The test drive of annual legislative sessions is over. For the most part, we'd call it a success.
For starters, lawmakers wrapped up the short session a full week early. Granted, only 109 bills were considered, compared with closer to 3,000 in a regular biennial session. But any time legislators leave town ahead of schedule, it's cause for celebration.
Critics of the annual-session concept — mostly minority party Republicans — groused that little of real substance was accomplished. But some of the measures, though few in number, were important:
- Lawmakers voted to require proof of citizenship from applicants for an Oregon driver's license — a step Congress required. Without the new law, Oregonians risked not being able to use their license to board an airplane or enter a federal building.
- One bill provides assistance to victims of natural disasters — a response to severe flooding on the north coast last fall, after the regular 2007 session had adjourned.
- Another enacted measure requires retailers to pull toys from store shelves when they are recalled for safety reasons — a reaction to reports over the holidays of of imported toys contaminated with lead.
Budget measures appropriated additional money for state police troopers, child-welfare workers and senior care, and funded the "Big Look" committee charged with a comprehensive review of state land-use laws.
One issue that came up during the session was put off until 2009. Lawmakers decided they didn't have time to tackle the issue of school districts cutting secret deals with teachers suspected of child abuse after a series of stories in The Oregonian revealed the practice. They appointed a task force to craft legislation for the 2009 session.
That's evidence that the session was perhaps a bit too short to be fully effective. While lawmakers achieved their stated goal of demonstrating discipline and not wasting time, work was left undone.
We think the wise course, however, is to keep a one-month limit, if part of the goal is to win approval of an annual session. If a true crisis rears its head, legislators could always push for an emergency extension. The session in odd-numbered years, when the budget is enacted, should be longer, but also strictly limited, with firmly enforced deadlines throughout the process.

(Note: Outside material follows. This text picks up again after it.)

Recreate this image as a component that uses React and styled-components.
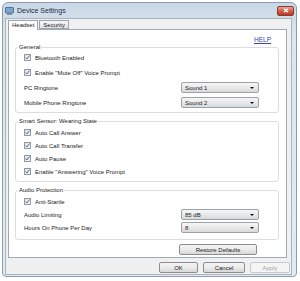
import React from 'react';
import styled, { createGlobalStyle } from 'styled-components';

const GlobalStyle = createGlobalStyle`
  body {
    margin: 0;
    background: #ffffff;
    font-family: "Liberation Sans", Arial, sans-serif;
  }
`;

const Window = styled.div`
  box-sizing: border-box;
  margin: 2px 0 0 2px;
  width: 295px;
  padding: 0 4px 1px 1px;
  border: 1px solid #8d9db0;
  border-radius: 6px 6px 4px 4px;
  background: linear-gradient(180deg, #c9d8e6 0%, #dbe6ef 12%, #e2ebf2 100%);
`;

const TitleBar = styled.div`
  height: 15px;
  display: flex;
  align-items: center;
`;

const TitleIcon = styled.svg`
  margin-left: 1px;
  width: 9px;
  height: 8px;
`;

const Title = styled.div`
  margin-left: 3px;
  font-size: 7px;
  color: #1c2c48;
`;

const CloseButton = styled.div`
  box-sizing: border-box;
  margin-left: auto;
  margin-right: -2px;
  width: 17px;
  height: 10px;
  border: 1px solid #8b3a2c;
  border-radius: 2px;
  background: linear-gradient(180deg, #e8a595 0%, #d0604a 50%, #b8381f 100%);
  display: flex;
  align-items: center;
  justify-content: center;
`;

const Client = styled.div`
  box-sizing: border-box;
  margin-left: 1px;
  padding: 1px 1px 1px 1px;
  border: 1px solid #a7b5c3;
  background: #f0f0f0;
`;

const TabRow = styled.div`
  height: 10px;
  margin-bottom: -1px;
  margin-left: 1px;
  display: flex;
  align-items: flex-end;
  position: relative;
  z-index: 1;
`;

const Tab = styled.div`
  box-sizing: border-box;
  height: ${p => (p.$active ? '10px' : '9px')};
  margin-bottom: ${p => (p.$active ? '0' : '1px')};
  padding: 0 3px;
  border: 1px solid #9aa5b1;
  border-bottom: ${p => (p.$active ? 'none' : '1px solid #9aa5b1')};
  background: ${p => (p.$active ? '#ffffff' : 'linear-gradient(180deg, #f6f6f6, #e3e3e3)')};
  font-size: 6px;
  line-height: 8px;
  color: #222;
  margin-right: 1px;
`;

const Panel = styled.div`
  box-sizing: border-box;
  margin-left: 1px;
  margin-right: 3px;
  padding: 6px 7px 2px 6px;
  border: 1px solid #a0aab4;
  background: #ffffff;
  display: flex;
  flex-direction: column;
`;

const HelpRow = styled.div`
  height: 8px;
  display: flex;
  justify-content: flex-end;
  padding-right: 8px;
`;

const HelpLink = styled.a`
  font-size: 6.5px;
  line-height: 8px;
  color: #3446a4;
  text-decoration: underline;
`;

const Group = styled.fieldset`
  margin: ${p => p.$top}px 0 0 0;
  padding: ${p => p.$pt}px 19px ${p => p.$pb}px 8px;
  border: 1px solid #dadde2;
  border-radius: 3px;
  min-width: 0;
`;

const Legend = styled.legend`
  margin-left: -6px;
  padding: 0 1px;
  font-size: 6px;
  line-height: 6px;
  color: #222;
`;

const Row = styled.div`
  height: ${p => p.$h}px;
  display: flex;
  align-items: center;
  font-size: 6px;
  color: #222;
`;

const Box = styled.span`
  box-sizing: border-box;
  width: 7px;
  height: 7px;
  margin-right: 4px;
  border: 1px solid #8f9aa7;
  background: linear-gradient(135deg, #dfe4ea, #f3f5f8);
  display: flex;
  align-items: center;
  justify-content: center;
`;

const Select = styled.div`
  box-sizing: border-box;
  margin-left: auto;
  width: 78px;
  height: 11px;
  padding: 0 3px;
  border: 1px solid #9aa2ab;
  border-radius: 2px;
  background: linear-gradient(180deg, #f6f6f6 0%, #e9e9e9 50%, #d9d9d9 100%);
  display: flex;
  align-items: center;
  justify-content: space-between;
  font-size: 6px;
  color: #222;
`;

const Arrow = styled.span`
  width: 0;
  height: 0;
  margin-right: 1px;
  border-left: 2px solid transparent;
  border-right: 2px solid transparent;
  border-top: 2px solid #111;
`;

const Button = styled.div`
  box-sizing: border-box;
  width: ${p => p.$w}px;
  height: 11px;
  border: 1px solid ${p => (p.$disabled ? '#c6c9cc' : '#8d8d8d')};
  border-radius: 2px;
  background: ${p => (p.$disabled ? '#f4f4f4' : 'linear-gradient(180deg, #f4f4f4 0%, #ebebeb 50%, #d8d8d8 100%)')};
  display: flex;
  align-items: center;
  justify-content: center;
  font-size: 6px;
  color: ${p => (p.$disabled ? '#a6a6a6' : '#222')};
`;

const RestoreRow = styled.div`
  margin-top: 4px;
  display: flex;
  justify-content: flex-end;
  padding-right: 22px;
`;

const ButtonRow = styled.div`
  margin-top: 4px;
  display: flex;
  justify-content: flex-end;
  gap: 5px;
`;

const Check = ({ label }) => (
  <>
    <Box>
      <svg width="5" height="5" viewBox="0 0 5 5">
        <path d="M0.6 2.6 L1.9 4 L4.4 0.6" fill="none" stroke="#4a5878" strokeWidth="0.9" />
      </svg>
    </Box>
    {label}
  </>
);

const Dropdown = ({ value }) => (
  <Select>
    <span>{value}</span>
    <Arrow />
  </Select>
);

export default function App() {
  return (
    <>
      <GlobalStyle />
      <Window>
        <TitleBar>
          <TitleIcon viewBox="0 0 9 8">
            <rect x="0.5" y="0.5" width="8" height="5.5" rx="0.5" fill="#7fa6cc" stroke="#3f5f86" strokeWidth="0.8" />
            <rect x="2" y="6.5" width="5" height="1.2" fill="#5a6f88" />
          </TitleIcon>
          <Title>Device Settings</Title>
          <CloseButton>
            <svg width="6" height="5" viewBox="0 0 6 5">
              <path d="M1 0.8 L5 4.2 M5 0.8 L1 4.2" stroke="#ffffff" strokeWidth="1.2" />
            </svg>
          </CloseButton>
        </TitleBar>
        <Client>
          <TabRow>
            <Tab $active>Headset</Tab>
            <Tab>Security</Tab>
          </TabRow>
          <Panel>
            <HelpRow>
              <HelpLink>HELP</HelpLink>
            </HelpRow>

            <Group $top={0} $pt={0} $pb={2}>
              <Legend>General</Legend>
              <Row $h={15}><Check label="Bluetooth Enabled" /></Row>
              <Row $h={15}><Check label={'Enable "Mute Off" Voice Prompt'} /></Row>
              <Row $h={15}>PC Ringtone<Dropdown value="Sound 1" /></Row>
              <Row $h={15}>Mobile Phone Ringtone<Dropdown value="Sound 2" /></Row>
            </Group>

            <Group $top={5} $pt={2} $pb={3}>
              <Legend>Smart Sensor: Wearing State</Legend>
              <Row $h={13}><Check label="Auto Call Answer" /></Row>
              <Row $h={13}><Check label="Auto Call Transfer" /></Row>
              <Row $h={13}><Check label="Auto Pause" /></Row>
              <Row $h={13}><Check label={'Enable "Answering" Voice Prompt'} /></Row>
            </Group>

            <Group $top={5} $pt={2} $pb={5}>
              <Legend>Audio Protection</Legend>
              <Row $h={13}><Check label="Anti-Startle" /></Row>
              <Row $h={13}>Audio Limiting<Dropdown value="85 dB" /></Row>
              <Row $h={13}>Hours On Phone Per Day<Dropdown value="8" /></Row>
            </Group>

            <RestoreRow>
              <Button $w={78}>Restore Defaults</Button>
            </RestoreRow>
          </Panel>
          <ButtonRow>
            <Button $w={39}>OK</Button>
            <Button $w={42}>Cancel</Button>
            <Button $w={40} $disabled>Apply</Button>
          </ButtonRow>
        </Client>
      </Window>
    </>
  );
}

Voters will have an opportunity to pass judgment on this year's test drive, perhaps in 2009. Establishing permanent annual sessions would mean amending the state constitution, which requires a vote of the people.
Annnual sessions were on the ballot in 1990, but failed by 5,000 votes out of about 600,000 cast.
Oregon is one of just six states where the legislature meets only every other year. Serving a population of more than 3.5 million and managing a two-year budget of $15 billion requires more frequent attention.
Lawmakers showed they have what it takes to do their business efficiently. Now they must convince Oregon voters they can do so on a regular basis.